Dr. Moxom read some selections from the seventh chapter of the Gospel of St. John, and took that as his text. He spoke in effect as follows:
In the earlier Gospels, the works and sayings of Christ are put before the world as miracles and wonders, powerful in themselves, and bearing witness to His divinity. But St. John presents these acts as signs of a power behind, and lays special stress upon Christ's mission as a messenger to transmit the thoughts of God who sent Him.
This higher view of religion, that one should push on, past the mere signs, to the power which lies behind them, is too often forgotten. Much as men will labor for mental civilization, they wish to gain easily, at a single step, a perfect faith and thorough understanding of the truth.
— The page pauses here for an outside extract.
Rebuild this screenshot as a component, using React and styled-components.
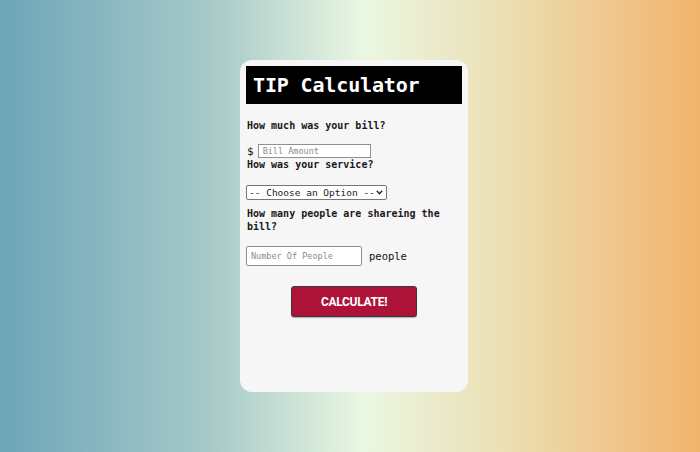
import React from "react";
import styled, { createGlobalStyle } from "styled-components";

const Global = createGlobalStyle`
  html, body { margin: 0; padding: 0; height: 100%; }
  body {
    background: linear-gradient(to right, #6da6b8 0%, #a6c9c8 30%, #eaf7e2 52%, #ecdfb4 72%, #f2b36c 100%);
    font-family: "DejaVu Sans Mono", monospace;
  }
  #root { height: 100%; }
`;

const Page = styled.div`
  height: 452px;
  display: flex;
  align-items: center;
  justify-content: center;
  padding-left: 8px;
  box-sizing: border-box;
`;

const Card = styled.div`
  width: 228px;
  height: 332px;
  box-sizing: border-box;
  padding: 6px;
  background: #f6f6f6;
  border-radius: 12px;
  display: flex;
  flex-direction: column;
`;

const Header = styled.div`
  height: 38px;
  background: #000;
  padding-left: 7px;
  display: flex;
  align-items: center;
`;

const Title = styled.h1`
  margin: 0;
  color: #fff;
  font-family: "DejaVu Sans Mono", monospace;
  font-size: 20px;
  font-weight: 700;
  line-height: 38px;
  letter-spacing: -0.15px;
`;

const Question = styled.p`
  margin: ${(p) => p.$mt}px 0 0 0;
  font-size: 10px;
  line-height: 13px;
  font-weight: 700;
  color: #1a1a1a;
  padding-left: 1px;
`;

const Row = styled.div`
  margin-top: ${(p) => p.$mt}px;
  display: flex;
  align-items: center;
  gap: ${(p) => p.$gap}px;
  font-size: 10px;
  color: #111;
`;

const Dollar = styled.span`
  font-size: 11px;
  font-weight: 400;
  padding-left: 1px;
`;

const TextInput = styled.input`
  box-sizing: border-box;
  width: ${(p) => p.$w}px;
  height: ${(p) => p.$h}px;
  border: 1px solid #8f8f8f;
  border-radius: ${(p) => p.$r}px;
  background: #fff;
  font-family: "DejaVu Sans Mono", monospace;
  font-size: 8.5px;
  padding: 0 4px;
  margin: 0;
  &::placeholder { color: #8c8c8c; }
`;

const SelectWrap = styled.div`
  position: relative;
  margin-top: 14px;
  width: 141px;
  height: 15px;
  align-self: flex-start;
`;

const Select = styled.select`
  display: block;
  appearance: none;
  -webkit-appearance: none;
  box-sizing: border-box;
  width: 100%;
  height: 100%;
  border: 1px solid #767676;
  border-radius: 2px;
  background: #fff;
  font-family: "DejaVu Sans Mono", monospace;
  font-size: 9.5px;
  color: #222;
  padding: 0 0 0 2px;
  margin: 0;
`;

const Chevron = styled.svg`
  position: absolute;
  right: 4px;
  top: 5px;
  width: 7px;
  height: 5px;
  pointer-events: none;
`;

const Unit = styled.span`
  font-size: 10.5px;
  font-weight: 500;
`;

const Button = styled.button`
  margin: 20px auto 0;
  width: 126px;
  height: 31px;
  background: #ad1238;
  border: 1px solid #3a3a3a;
  border-radius: 3px;
  box-shadow: 0 1px 1px rgba(0,0,0,0.3);
  color: #fff;
  font-family: Roboto, "Liberation Sans", sans-serif;
  font-size: 12px;
  font-weight: 700;
  letter-spacing: -0.3px;
  cursor: pointer;
`;

export default function App() {
  return (
    <>
      <Global />
      <Page>
        <Card>
          <Header>
            <Title>TIP Calculator</Title>
          </Header>
          <Question $mt={15}>How much was your bill?</Question>
          <Row $mt={12} $gap={4}>
            <Dollar>$</Dollar>
            <TextInput $w={113} $h={14} $r={0} placeholder="Bill Amount" />
          </Row>
          <Question $mt={0}>How was your service?</Question>
          <SelectWrap>
            <Select defaultValue="">
              <option value="">-- Choose an Option --</option>
              <option value="0.3">30% - Outstanding</option>
              <option value="0.2">20% - Good</option>
              <option value="0.15">15% - It was OK</option>
              <option value="0.1">10% - Bad</option>
              <option value="0.05">5% - Terrible</option>
            </Select>
            <Chevron viewBox="0 0 7 5">
              <path d="M0.8 0.8 L3.5 3.8 L6.2 0.8" fill="none" stroke="#222" strokeWidth="1.3" />
            </Chevron>
          </SelectWrap>
          <Question $mt={7}>How many people are shareing the bill?</Question>
          <Row $mt={13} $gap={7}>
            <TextInput $w={116} $h={20} $r={2} placeholder="Number Of People" />
            <Unit>people</Unit>
          </Row>
          <Button>CALCULATE!</Button>
        </Card>
      </Page>
    </>
  );
}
They forget that no valuable result can be won without a struggle, and become discouraged at the very first difficulty.
There is another feeling prevalent, which is quite as inconsistent. We are apt to stand aloof from religion, in its practical aspects, giving as a reason, that we lack faith. We fail to consider that in religion, as in all else, knowledge can be gained only by study and practice. If a man would have faith and true spiritual growth, let him act conscientiously according to the little faith and slight knowledge he already has. Thus, and thus only, can he develop the highest part of his nature.
It is especially fitting that young men who are seeking cultivation in orther things should learn the lesson, that things spiritual, more than all else, require gradual, painful progress; that religious development deserves eager effort. If such an effort is heartily made, the beauty and truth of God will bless the undertaking.
The music throughout the service was excellently rendered. Garret's Harvest Cantata were sung, and a tenor solo, "Be thou faithful unto death," from Mendelssohn's St. Paul. E. M. Waterhouse '97 sang the latter especially well.